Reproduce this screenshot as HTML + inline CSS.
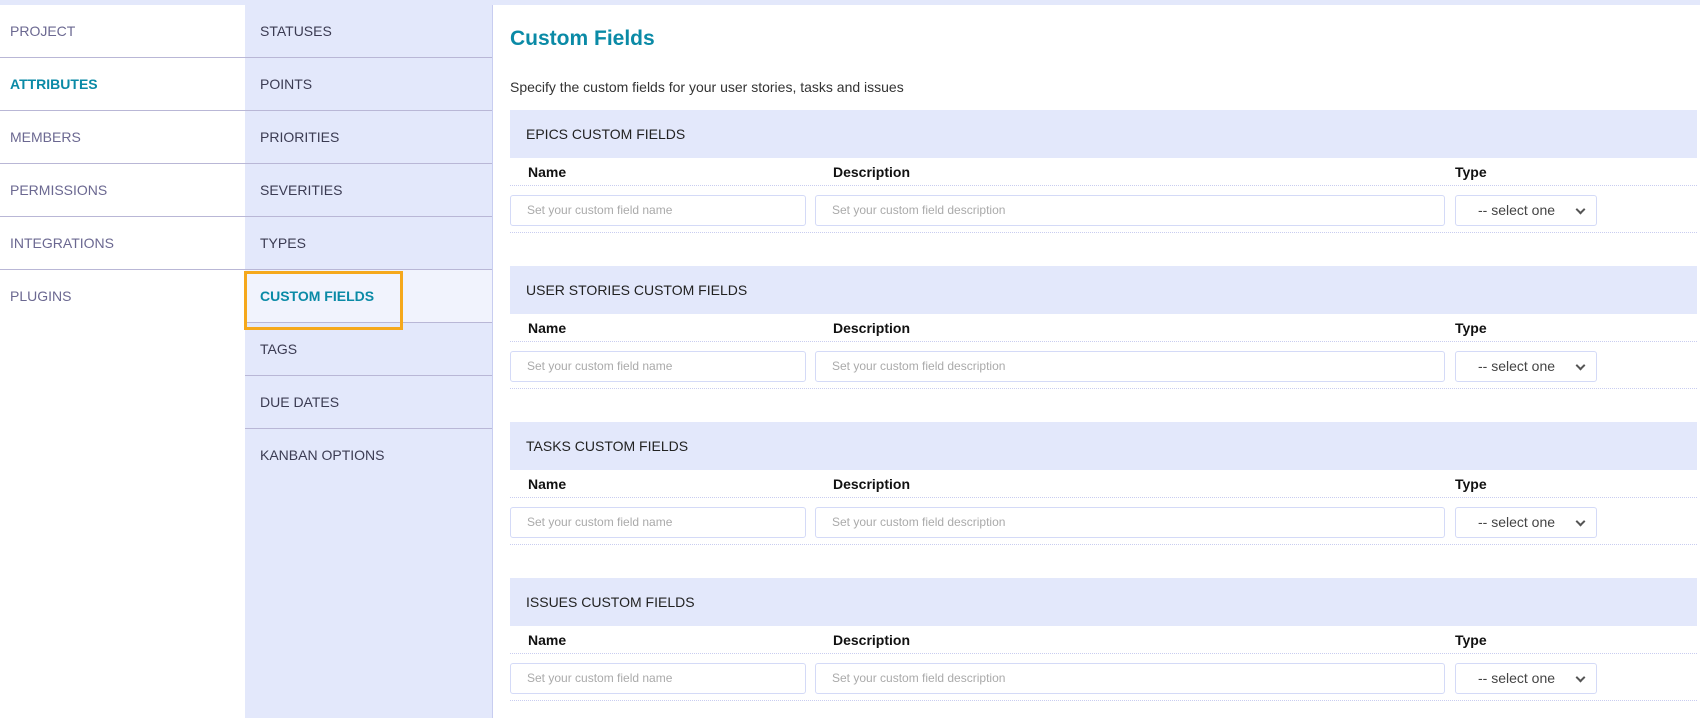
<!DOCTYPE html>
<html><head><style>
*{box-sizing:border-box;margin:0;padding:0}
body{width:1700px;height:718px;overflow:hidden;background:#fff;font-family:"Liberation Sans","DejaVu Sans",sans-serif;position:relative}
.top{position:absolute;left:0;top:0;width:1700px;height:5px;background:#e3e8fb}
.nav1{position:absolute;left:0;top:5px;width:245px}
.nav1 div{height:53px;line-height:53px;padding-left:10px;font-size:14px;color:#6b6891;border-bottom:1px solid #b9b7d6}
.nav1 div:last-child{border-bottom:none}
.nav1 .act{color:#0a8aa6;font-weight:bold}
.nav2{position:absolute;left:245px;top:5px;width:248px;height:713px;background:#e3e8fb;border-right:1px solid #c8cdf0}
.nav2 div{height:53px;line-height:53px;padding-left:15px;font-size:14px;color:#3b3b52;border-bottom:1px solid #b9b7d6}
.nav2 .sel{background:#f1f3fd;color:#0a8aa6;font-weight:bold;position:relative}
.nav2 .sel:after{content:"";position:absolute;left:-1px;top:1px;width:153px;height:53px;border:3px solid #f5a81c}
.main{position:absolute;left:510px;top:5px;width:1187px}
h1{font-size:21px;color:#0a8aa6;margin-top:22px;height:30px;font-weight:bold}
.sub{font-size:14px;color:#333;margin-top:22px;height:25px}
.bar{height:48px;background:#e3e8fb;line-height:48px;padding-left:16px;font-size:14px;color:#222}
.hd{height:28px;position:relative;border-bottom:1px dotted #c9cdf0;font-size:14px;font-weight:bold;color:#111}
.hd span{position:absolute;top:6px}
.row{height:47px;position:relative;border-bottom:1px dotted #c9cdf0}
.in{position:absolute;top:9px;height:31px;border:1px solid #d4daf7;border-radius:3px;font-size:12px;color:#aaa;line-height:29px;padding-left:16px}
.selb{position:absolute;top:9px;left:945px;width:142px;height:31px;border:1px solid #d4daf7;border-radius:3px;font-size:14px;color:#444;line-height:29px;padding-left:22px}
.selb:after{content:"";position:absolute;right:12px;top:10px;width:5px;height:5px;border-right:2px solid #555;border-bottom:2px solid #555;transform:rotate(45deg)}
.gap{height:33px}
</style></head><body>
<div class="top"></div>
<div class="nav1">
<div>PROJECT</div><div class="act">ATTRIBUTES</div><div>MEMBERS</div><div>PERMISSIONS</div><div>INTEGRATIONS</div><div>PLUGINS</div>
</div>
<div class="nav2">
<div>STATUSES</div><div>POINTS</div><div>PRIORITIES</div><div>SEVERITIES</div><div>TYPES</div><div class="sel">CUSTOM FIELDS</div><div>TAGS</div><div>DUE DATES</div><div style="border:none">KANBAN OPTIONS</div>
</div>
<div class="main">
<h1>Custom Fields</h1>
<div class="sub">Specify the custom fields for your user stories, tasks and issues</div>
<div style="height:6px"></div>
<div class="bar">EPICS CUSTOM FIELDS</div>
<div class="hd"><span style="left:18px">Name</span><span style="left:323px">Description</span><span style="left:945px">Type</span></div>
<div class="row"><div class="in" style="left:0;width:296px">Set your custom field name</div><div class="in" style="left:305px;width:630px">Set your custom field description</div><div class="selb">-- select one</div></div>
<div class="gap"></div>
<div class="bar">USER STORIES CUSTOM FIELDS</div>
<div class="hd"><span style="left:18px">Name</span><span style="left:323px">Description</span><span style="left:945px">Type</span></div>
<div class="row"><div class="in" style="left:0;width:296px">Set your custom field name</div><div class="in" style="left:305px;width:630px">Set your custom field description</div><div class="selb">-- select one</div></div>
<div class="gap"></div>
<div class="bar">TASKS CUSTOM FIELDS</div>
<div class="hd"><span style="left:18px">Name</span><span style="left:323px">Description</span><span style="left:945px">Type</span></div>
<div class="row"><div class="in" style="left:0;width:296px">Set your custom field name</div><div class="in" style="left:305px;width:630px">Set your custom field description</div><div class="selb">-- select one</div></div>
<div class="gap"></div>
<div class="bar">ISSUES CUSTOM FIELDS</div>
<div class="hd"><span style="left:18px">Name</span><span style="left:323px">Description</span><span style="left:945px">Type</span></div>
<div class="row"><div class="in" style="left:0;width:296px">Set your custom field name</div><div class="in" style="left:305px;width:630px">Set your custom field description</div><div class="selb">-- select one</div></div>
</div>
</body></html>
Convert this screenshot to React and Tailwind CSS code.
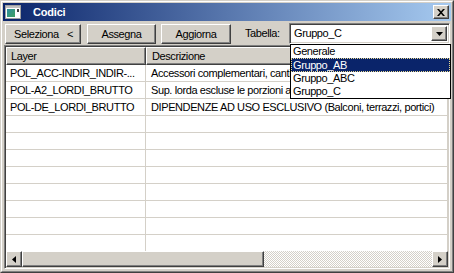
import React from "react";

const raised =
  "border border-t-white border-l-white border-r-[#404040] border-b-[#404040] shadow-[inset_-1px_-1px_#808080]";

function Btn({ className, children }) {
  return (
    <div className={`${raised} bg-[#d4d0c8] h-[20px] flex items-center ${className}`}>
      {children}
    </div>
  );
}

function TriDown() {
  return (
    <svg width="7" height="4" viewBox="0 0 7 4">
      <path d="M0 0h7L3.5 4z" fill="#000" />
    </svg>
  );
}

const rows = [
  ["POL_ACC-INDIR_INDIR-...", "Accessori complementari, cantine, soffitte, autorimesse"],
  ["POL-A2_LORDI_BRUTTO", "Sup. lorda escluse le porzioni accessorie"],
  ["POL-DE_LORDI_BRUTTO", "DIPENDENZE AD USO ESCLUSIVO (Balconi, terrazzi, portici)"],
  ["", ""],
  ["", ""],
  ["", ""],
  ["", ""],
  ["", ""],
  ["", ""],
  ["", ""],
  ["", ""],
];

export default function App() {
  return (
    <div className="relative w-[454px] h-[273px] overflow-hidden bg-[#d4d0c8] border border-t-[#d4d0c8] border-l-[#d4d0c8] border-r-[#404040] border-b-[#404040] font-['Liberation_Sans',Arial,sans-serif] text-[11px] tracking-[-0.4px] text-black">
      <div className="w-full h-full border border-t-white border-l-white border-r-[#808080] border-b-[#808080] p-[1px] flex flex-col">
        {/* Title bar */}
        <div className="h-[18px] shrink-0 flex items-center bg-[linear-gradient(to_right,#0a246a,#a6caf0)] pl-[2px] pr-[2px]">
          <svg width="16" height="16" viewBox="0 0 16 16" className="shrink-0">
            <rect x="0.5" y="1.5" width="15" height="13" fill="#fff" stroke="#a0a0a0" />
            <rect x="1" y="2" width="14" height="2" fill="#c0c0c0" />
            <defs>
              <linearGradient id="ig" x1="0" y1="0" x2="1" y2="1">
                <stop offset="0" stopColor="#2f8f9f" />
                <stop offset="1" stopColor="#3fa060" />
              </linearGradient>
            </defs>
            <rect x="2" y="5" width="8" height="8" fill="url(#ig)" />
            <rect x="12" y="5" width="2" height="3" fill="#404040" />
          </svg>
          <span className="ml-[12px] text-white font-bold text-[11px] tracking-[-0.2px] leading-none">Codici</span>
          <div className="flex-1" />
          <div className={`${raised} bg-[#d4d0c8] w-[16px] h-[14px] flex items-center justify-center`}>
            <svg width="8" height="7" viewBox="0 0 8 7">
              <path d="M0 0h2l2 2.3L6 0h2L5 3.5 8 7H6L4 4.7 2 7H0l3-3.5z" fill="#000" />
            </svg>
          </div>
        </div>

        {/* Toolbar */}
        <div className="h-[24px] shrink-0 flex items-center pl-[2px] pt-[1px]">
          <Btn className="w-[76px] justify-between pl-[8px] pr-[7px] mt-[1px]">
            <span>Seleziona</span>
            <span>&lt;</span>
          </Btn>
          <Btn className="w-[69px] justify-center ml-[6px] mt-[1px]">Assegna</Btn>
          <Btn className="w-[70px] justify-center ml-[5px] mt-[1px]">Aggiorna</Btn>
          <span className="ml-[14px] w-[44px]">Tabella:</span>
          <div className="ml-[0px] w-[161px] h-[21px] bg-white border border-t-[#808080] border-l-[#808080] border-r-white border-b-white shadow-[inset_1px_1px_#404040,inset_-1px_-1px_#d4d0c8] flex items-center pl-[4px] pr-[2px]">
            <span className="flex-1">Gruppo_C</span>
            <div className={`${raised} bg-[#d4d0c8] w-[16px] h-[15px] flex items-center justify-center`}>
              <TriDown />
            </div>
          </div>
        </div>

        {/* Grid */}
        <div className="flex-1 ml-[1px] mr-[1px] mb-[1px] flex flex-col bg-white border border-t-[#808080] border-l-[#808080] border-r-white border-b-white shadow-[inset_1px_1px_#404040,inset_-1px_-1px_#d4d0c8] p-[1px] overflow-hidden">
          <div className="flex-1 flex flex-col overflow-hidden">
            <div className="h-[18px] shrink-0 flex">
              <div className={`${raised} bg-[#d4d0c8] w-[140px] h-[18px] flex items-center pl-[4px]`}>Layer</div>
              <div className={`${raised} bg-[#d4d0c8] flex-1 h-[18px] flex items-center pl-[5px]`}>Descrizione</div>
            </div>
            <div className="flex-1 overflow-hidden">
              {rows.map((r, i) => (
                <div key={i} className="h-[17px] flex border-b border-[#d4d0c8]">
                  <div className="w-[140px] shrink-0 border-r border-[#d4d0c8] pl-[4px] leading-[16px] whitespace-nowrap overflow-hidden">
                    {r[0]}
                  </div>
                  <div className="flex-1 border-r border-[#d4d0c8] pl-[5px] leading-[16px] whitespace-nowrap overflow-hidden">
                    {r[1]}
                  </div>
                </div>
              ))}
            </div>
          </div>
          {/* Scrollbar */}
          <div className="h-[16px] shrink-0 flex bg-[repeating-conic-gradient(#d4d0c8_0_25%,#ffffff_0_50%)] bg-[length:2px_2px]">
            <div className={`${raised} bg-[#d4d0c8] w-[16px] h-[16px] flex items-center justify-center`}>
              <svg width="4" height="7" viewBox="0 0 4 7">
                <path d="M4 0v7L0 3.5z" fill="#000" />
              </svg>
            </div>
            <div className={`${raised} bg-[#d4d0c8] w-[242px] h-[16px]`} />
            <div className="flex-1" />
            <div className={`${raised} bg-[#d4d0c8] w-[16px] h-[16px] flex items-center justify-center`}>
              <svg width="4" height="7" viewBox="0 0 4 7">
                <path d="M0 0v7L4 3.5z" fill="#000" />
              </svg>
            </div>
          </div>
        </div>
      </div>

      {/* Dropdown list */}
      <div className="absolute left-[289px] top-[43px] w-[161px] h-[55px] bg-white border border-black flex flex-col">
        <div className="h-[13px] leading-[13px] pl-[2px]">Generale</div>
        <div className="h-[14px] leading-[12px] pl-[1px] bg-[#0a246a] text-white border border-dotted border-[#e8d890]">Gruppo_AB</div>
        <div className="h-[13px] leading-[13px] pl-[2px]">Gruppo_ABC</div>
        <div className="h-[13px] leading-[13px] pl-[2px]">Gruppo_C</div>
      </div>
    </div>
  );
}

## Instructions to follow
From the data above, copy each line that holds "this".

## Answer for the task
Reproduce this screenshot as HTML + inline CSS.
Convert this screenshot to React and Tailwind CSS code.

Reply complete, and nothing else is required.